An Oregon State physics graduate named Bobby Henderson stepped into the debate by sending a letter to the Kansas School Board. With tongue in cheek, he purported to speak for 10 million followers of a being called the Flying Spaghetti Monster - and demanded equal time for their views.
"We have evidence that a Flying Spaghetti Monster created the universe. None of us, of course, were around to see it, but we have written accounts of it," Henderson wrote. As for scientific evidence to the contrary, "what our scientist does not realize is that every time he makes a measurement, the Flying Spaghetti Monster is there changing the results with His Noodly Appendage." ...
It was the emergence of this community that attracted the attention of three young scholars at the University of Florida who study religion in popular culture. They got to talking, and eventually managed to get a panel on FSM-ism on the agenda at one of the field's most prestigious gatherings.
The title: "Evolutionary Controversy and a Side of Pasta: The Flying Spaghetti Monster and the Subversive Function of Religious Parody." ...
Indeed, the tale of the Flying Spaghetti Monster and its followers cuts to the heart of the one of the thorniest questions in religious studies: What defines a religion?
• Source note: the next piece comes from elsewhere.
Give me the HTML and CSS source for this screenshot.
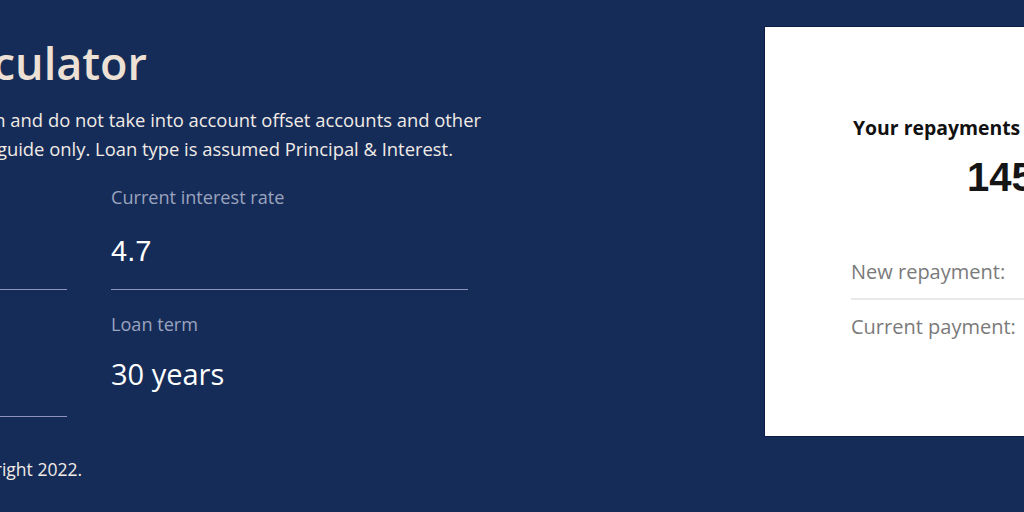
FILE: index.html
```html
<!DOCTYPE html>
<html lang="en">
<head>
<meta charset="utf-8">
<title>Repayment Calculator</title>
<link rel="stylesheet" href="styles.css">
</head>
<body>
<div class="page">
  <main class="intro">
    <h1 class="line title-line"><span>Repayment Calculator</span></h1>
    <p class="desc">
      <span class="line desc-line-1"><span>These results are estimates only based on the information given and do not take into account offset accounts and other</span></span>
      <span class="line desc-line-2"><span>fees and charges. Please use them as a guide only. Loan type is assumed Principal &amp; Interest.</span></span>
    </p>
    <form class="fields">
      <div class="field">
        <label class="field-label">Loan amount</label>
        <div class="field-input">$500,000</div>
      </div>
      <div class="field">
        <label class="field-label">Current interest rate</label>
        <div class="field-input field-input-num">4.7</div>
      </div>
      <div class="field">
        <label class="field-label">New interest rate</label>
        <div class="field-input">5.2</div>
      </div>
      <div class="field">
        <label class="field-label">Loan term</label>
        <div class="field-input field-input-select">30 years</div>
      </div>
    </form>
    <footer class="line footer-line"><span>© Mortgage Calculator. All rights reserved. Copyright 2022.</span></footer>
  </main>
  <aside class="card">
    <h2 class="card-title">Your repayments will increase by</h2>
    <div class="card-amount">145.32</div>
    <div class="card-rows">
      <div class="card-row"><span>New repayment:</span><strong>$2,738.45</strong></div>
      <div class="card-row"><span>Current payment:</span><strong>$2,593.13</strong></div>
    </div>
  </aside>
</div>
</body>
</html>
```

FILE: styles.css
```css
* { box-sizing: border-box; }

html, body {
  margin: 0;
  padding: 0;
  height: 100%;
}

body {
  background: #162c58;
  overflow: hidden;
  font-family: "Open Sans", "Noto Sans", sans-serif;
  color: #ffffff;
}

.page {
  display: flex;
  align-items: flex-start;
  margin-left: -290px;
  width: 1800px;
}

.intro {
  width: 758px;
  flex: none;
  padding-top: 34px;
}

/* lines of text whose start lies beyond the left edge of the view */
.line {
  display: flex;
  justify-content: flex-end;
  white-space: nowrap;
}

.title-line {
  width: 437px;
  margin: 0;
  font-size: 45px;
  font-weight: 600;
  line-height: 58px;
  color: #ede1d5;
}

.desc {
  margin: 13px 0 0;
  font-size: 18.4px;
  line-height: 29px;
  color: #f1ebe6;
}

.desc-line-1 { width: 771px; }
.desc-line-2 { width: 743px; }

.fields {
  display: grid;
  grid-template-columns: 357px 357px;
  column-gap: 44px;
  row-gap: 22px;
  margin-top: 22px;
}

.field {
  display: flex;
  flex-direction: column;
}

.field-label {
  font-size: 18.1px;
  line-height: 24px;
  color: #9ba4bf;
}

.field-input {
  margin-top: 4px;
  height: 77px;
  line-height: 76px;
  font-size: 29px;
  color: #ffffff;
  border-bottom: 1px solid #8e94bd;
}

.field-input-num {
  font-family: "Liberation Sans", Arial, sans-serif;
  font-size: 29px;
}

.field-input-select {
  border-bottom-color: transparent;
  line-height: 67px;
}

.footer-line {
  width: 372px;
  margin-top: 40px;
  font-size: 17.5px;
  line-height: 24px;
  color: #f1ebe6;
}

.card {
  flex: none;
  width: 680px;
  height: 409px;
  margin-top: 27px;
  margin-left: 297px;
  padding: 88px 86px 0;
  background: #ffffff;
  box-shadow: 0 0 0 1px #0d1c44;
  color: #111111;
}

.card-title {
  margin: 0 0 0 2px;
  font-size: 19.4px;
  font-weight: 700;
  line-height: 26px;
}

.card-amount {
  margin-top: 12px;
  padding-left: 116px;
  font-family: "Liberation Sans", Arial, sans-serif;
  font-size: 40px;
  font-weight: 700;
  line-height: 48px;
  color: #151515;
}

.card-rows {
  margin-top: 45px;
}

.card-row {
  display: flex;
  justify-content: space-between;
  padding: 12px 0;
  font-size: 20px;
  line-height: 28px;
  color: #7a7a7a;
}

.card-row + .card-row {
  border-top: 2px solid #e8e8e8;
  padding-top: 13px;
}

.card-row strong {
  font-weight: 600;
  color: #111111;
}
```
Does it require a genuine theological belief? Or simply a set of rituals and a community joining together as a way of signaling their cultural alliances to others? [Emphasis added]
While I must admit to being a little chagrined at the idea of Pastafarianism going mainstream, I think that the idea of a scholarly examination of the "parody" aspect is rather intriguing. If, as I suspect, much of modern religion is nothing more than tribalism at its base, then Bobby Henderson has nailed that aspect admirably in his bitingly satirical theological construct. Now if only we could move from that construct to the effect closed-system religions are having on our culture and others, we may be able to finally move on to a more humane world.
In any event, may Mr. Henderson be blessed by the holy noodly appendages for his efforts.